Jakarta, Aktual.com — Komisi Pemberantasan Korupsi (KPK) meminta ada pengecualian dalam penerapan ‘tax amnesty’ (pengampunan pajak) terhadap dana-dana hasil kejahatan yang masih ada di luar negeri.

“Tax amnesty harus ada pengecualian bagi dana terkait kejahatan yang agak susah diterima masyarakat, misalnya untuk uang yang bertujuan untuk pembiayaan terorisme, berhubungan dengan narkoba atau ‘people smuggling’,” kata Wakil Ketua KPK Laode Muhamad Syarif dalam rapat dengar pendapat dengan Komisi XI di gedung parlemen, Jakarta, Selasa (26/4).

Syarif juga meminta pemerintah meyakini terlebih dulu bahwa RUU Tax Amnesty betul-betul akan menghasilkan sesuatu yang positif.

Menurut dia, Kementerian Keuangan perlu menghitung dengan benar berapa dana yang kiranya bisa ditarik ke dalam negeri dari RUU ini.

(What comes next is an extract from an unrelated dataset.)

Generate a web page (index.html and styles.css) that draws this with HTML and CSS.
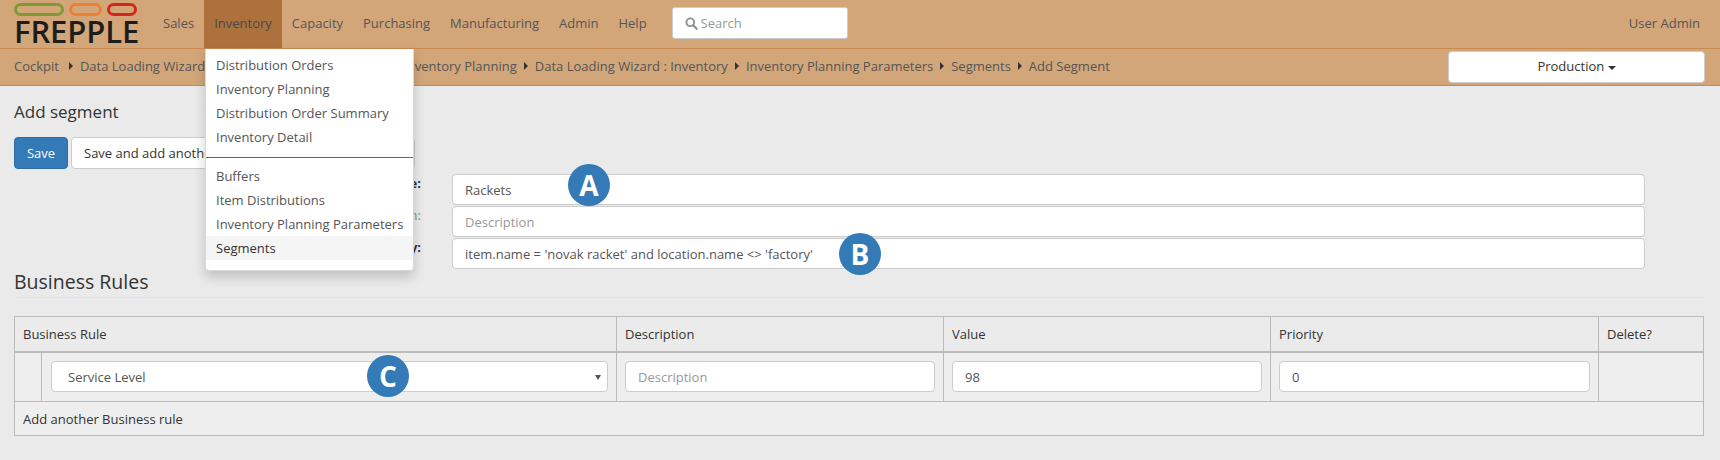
FILE: index.html
```html
<!DOCTYPE html>
<html lang="en">
<head>
<meta charset="utf-8">
<title>Add segment</title>
<link rel="stylesheet" href="styles.css">
</head>
<body>
<header class="navbar">
  <a class="logo">
    <span class="pills"><i class="pill green"></i><i class="pill orange"></i><i class="pill red"></i></span>
    <span class="logo-text">FREPPLE</span>
  </a>
  <nav class="menu">
    <a class="menu-item">Sales</a>
    <a class="menu-item active">Inventory</a>
    <a class="menu-item">Capacity</a>
    <a class="menu-item">Purchasing</a>
    <a class="menu-item">Manufacturing</a>
    <a class="menu-item">Admin</a>
    <a class="menu-item">Help</a>
  </nav>
  <div class="search">
    <svg class="search-icon" viewBox="0 0 14 14" width="13" height="13"><circle cx="5.7" cy="5.7" r="4.2" fill="none" stroke="#8a8f94" stroke-width="2"/><path d="M8.8 8.8L12.6 12.6" stroke="#8a8f94" stroke-width="2.4" stroke-linecap="round"/></svg>
    <input class="search-input" type="text" placeholder="Search">
  </div>
  <a class="user">User Admin</a>
</header>

<div class="crumbs">
  <ol class="crumb-list">
    <li class="first">Cockpit</li><li class="sep"></li>
    <li>Data Loading Wizard : Inventory</li><li class="sep"></li>
    <li class="tight">Inventory Detail</li><li class="sep"></li>
    <li>Inventory Planning</li><li class="sep"></li>
    <li>Data Loading Wizard : Inventory</li><li class="sep"></li>
    <li>Inventory Planning Parameters</li><li class="sep"></li>
    <li>Segments</li><li class="sep"></li>
    <li>Add Segment</li>
  </ol>
  <button class="scenario" type="button">Production <span class="caret"></span></button>
</div>

<ul class="dropdown">
  <li>Distribution Orders</li>
  <li>Inventory Planning</li>
  <li>Distribution Order Summary</li>
  <li>Inventory Detail</li>
  <li class="divider"></li>
  <li>Buffers</li>
  <li>Item Distributions</li>
  <li>Inventory Planning Parameters</li>
  <li class="hover">Segments</li>
</ul>

<main class="content">
  <h1 class="title">Add segment</h1>
  <div class="actions">
    <button class="btn primary" type="button">Save</button>
    <button class="btn wide" type="button">Save and add another</button>
  </div>
  <form class="fields">
    <label class="field-label strong">Name:</label>
    <input class="control" type="text" value="Rackets">
    <label class="field-label muted">Description:</label>
    <input class="control" type="text" placeholder="Description">
    <label class="field-label strong">Query:</label>
    <input class="control" type="text" value="item.name = 'novak racket' and location.name &lt;&gt; 'factory'">
  </form>
  <h2 class="section">Business Rules</h2>
  <table class="rules">
    <colgroup><col class="c1"><col class="c2"><col class="c3"><col class="c4"><col class="c5"><col class="c6"></colgroup>
    <thead>
      <tr><th colspan="2">Business Rule</th><th>Description</th><th>Value</th><th>Priority</th><th>Delete?</th></tr>
    </thead>
    <tbody>
      <tr class="data">
        <td></td>
        <td class="select-cell"><div class="select"><span>Service Level</span><i class="arrow"></i></div></td>
        <td><input class="control" type="text" placeholder="Description"></td>
        <td><input class="control" type="text" value="98"></td>
        <td><input class="control" type="text" value="0"></td>
        <td></td>
      </tr>
      <tr class="add"><td colspan="6">Add another Business rule</td></tr>
    </tbody>
  </table>
</main>

<span class="marker a">A</span>
<span class="marker b">B</span>
<span class="marker c">C</span>
</body>
</html>
```
FILE: styles.css
```css
* { box-sizing: border-box; }
html, body { margin: 0; height: 460px; overflow: hidden; }
body {
  position: relative;
  background: #eaeaea;
  color: #333;
  font: 13px/18px "Open Sans", sans-serif;
}
.navbar {
  display: flex;
  align-items: stretch;
  height: 49px;
  background: #d2a679;
  border-bottom: 1px solid #c98a50;
}
.logo { width: 153px; padding: 3px 0 0 14px; display: block; flex: none; }
.pills { display: flex; height: 14px; }
.pill { display: block; height: 13px; border: 3px solid; border-radius: 7px; }
.green { width: 50px; border-color: #7f9a35; }
.orange { width: 33px; margin-left: 5px; border-color: #ec8134; }
.red { width: 30px; margin-left: 5px; border-color: #d3261c; }
.logo-text {
  display: block;
  margin-top: -1px;
  font-size: 31px;
  line-height: 30px;
  font-weight: 600;
  letter-spacing: -0.1px;
  color: #1d1d1b;
}
.menu { display: flex; flex: none; }
.menu-item { padding: 14px 10px 0; color: #555; }
.menu-item.active { background: #ad713e; color: #4a4a4a; }
.search {
  position: relative;
  width: 176px;
  height: 32px;
  margin: 7px 0 0 15px;
  flex: none;
}
.search-icon { position: absolute; left: 13px; top: 10px; }
.search-input {
  width: 100%;
  height: 100%;
  padding: 0 8px 0 28px;
  border: 1px solid #ccc;
  border-radius: 3px;
  background: #fff;
  font: inherit;
  color: #555;
}
.search-input::placeholder { color: #999; }
.user { margin-left: auto; padding: 14px 20px 0 0; color: #555; }
.crumbs {
  display: flex;
  justify-content: space-between;
  height: 37px;
  padding: 2px 15px 0 14px;
  background: #d2a679;
  border-bottom: 1px solid #c98a50;
}
.crumb-list {
  display: flex;
  align-items: center;
  list-style: none;
  margin: 0;
  padding: 0 0 5px;
  color: #555;
  white-space: nowrap;
}
.first { margin-right: 3px; }
.tight { margin-right: -2px; }
.sep {
  width: 0;
  height: 0;
  margin: 0 7px;
  border-left: 4px solid #333;
  border-top: 4px solid transparent;
  border-bottom: 4px solid transparent;
}
.scenario {
  width: 257px;
  height: 32px;
  border: 1px solid #ccc;
  border-radius: 4px;
  background: #fff;
  color: #333;
  font: inherit;
  padding: 0 0 2px;
}
.caret {
  display: inline-block;
  vertical-align: middle;
  border-top: 4px solid #333;
  border-left: 4px solid transparent;
  border-right: 4px solid transparent;
}
.dropdown {
  position: absolute;
  left: 205px;
  top: 49px;
  width: 209px;
  margin: 0;
  padding: 4px 0 10px;
  list-style: none;
  background: #fff;
  border: 1px solid rgba(0, 0, 0, 0.15);
  border-top: 0;
  border-radius: 0 0 4px 4px;
  box-shadow: 0 6px 12px rgba(0, 0, 0, 0.18);
  color: #555;
}
.dropdown li { height: 24px; padding: 3px 10px 0; white-space: nowrap; }
.dropdown li.hover { background: #f5f5f5; color: #333; }
.dropdown li.divider { height: 1px; padding: 0; margin: 8px 0 6px; background: #666; }
.content { padding: 0 16px 0 14px; }
.title { margin: 13px 0 0; font-size: 17px; line-height: 26px; font-weight: 400; color: #333; }
.actions { display: flex; gap: 3px; margin-top: 12px; }
.btn {
  height: 32px;
  border: 1px solid #ccc;
  border-radius: 4px;
  background: #fff;
  color: #333;
  font: inherit;
  padding: 0 12px;
}
.btn.primary { width: 54px; padding: 0; background: #337ab7; border-color: #2e6da4; color: #fff; }
.btn.wide { width: 344px; text-align: left; }
.fields {
  display: grid;
  grid-template-columns: 407px 1193px;
  column-gap: 31px;
  row-gap: 1px;
  margin-top: 5px;
}
.field-label { text-align: right; height: 31px; }
.strong { font-weight: 700; }
.muted { color: #888; }
.control {
  display: block;
  width: 100%;
  height: 31px;
  padding: 0 12px;
  border: 1px solid #ccc;
  border-radius: 4px;
  background: #fff;
  font: inherit;
  color: #555;
}
.control::placeholder { color: #999; }
.section {
  margin: 0;
  padding: 1px 0 4px;
  height: 29px;
  border-bottom: 1px solid #e3e3e3;
  font-size: 19.5px;
  line-height: 24px;
  font-weight: 400;
  color: #333;
}
.rules {
  margin-top: 18px;
  width: 1689px;
  table-layout: fixed;
  border-collapse: collapse;
  background: #eee;
}
.c1 { width: 27px; }
.c2 { width: 575px; }
.c3 { width: 327px; }
.c4 { width: 327px; }
.c5 { width: 328px; }
.c6 { width: 105px; }
.rules th, .rules td { border: 1px solid #bbb; padding: 0 8px; }
.rules th { height: 35px; font-weight: 400; text-align: left; background: #ebebeb; border-bottom: 2px solid #bbb; }
.rules .data td { height: 50px; padding: 8px 8px 0; vertical-align: top; }
.rules .data .select-cell { padding-left: 9px; }
.rules .data .control { padding-top: 2px; }
.rules .add td { height: 34px; padding: 0 8px; }
.select {
  display: flex;
  align-items: center;
  justify-content: space-between;
  height: 31px;
  padding: 2px 6px 0 16px;
  border: 1px solid #ccc;
  border-radius: 4px;
  background: #fff;
  color: #555;
}
.arrow {
  border-top: 5px solid #555;
  border-left: 3px solid transparent;
  border-right: 3px solid transparent;
}
.marker {
  position: absolute;
  display: flex;
  align-items: center;
  justify-content: center;
  width: 42px;
  height: 42px;
  border-radius: 50%;
  background: #337ab7;
  color: #fff;
  font-size: 28px;
  font-weight: 700;
}
.marker.a { left: 568px; top: 164px; }
.marker.b { left: 839px; top: 233px; }
.marker.c { left: 367px; top: 355px; }
```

“KPK ingin mengawal RUU ini sukses asal tujuannya demi kesejahteraan bersama. Di dalam draf juga tolong ditulis secara tegas batas waktu pemberlakuan undang-undangnya,” kata dia.

Syarif memandang pengampunan pajak adalah upaya terpaksa yang dilakukan bangsa demi menarik dana yang ada di luar negeri.

Oleh karena itu, UU Pengampunan Pajak harus mengatur kewajiban bagi Dirjen Pajak untuk mereformasi lembaganya.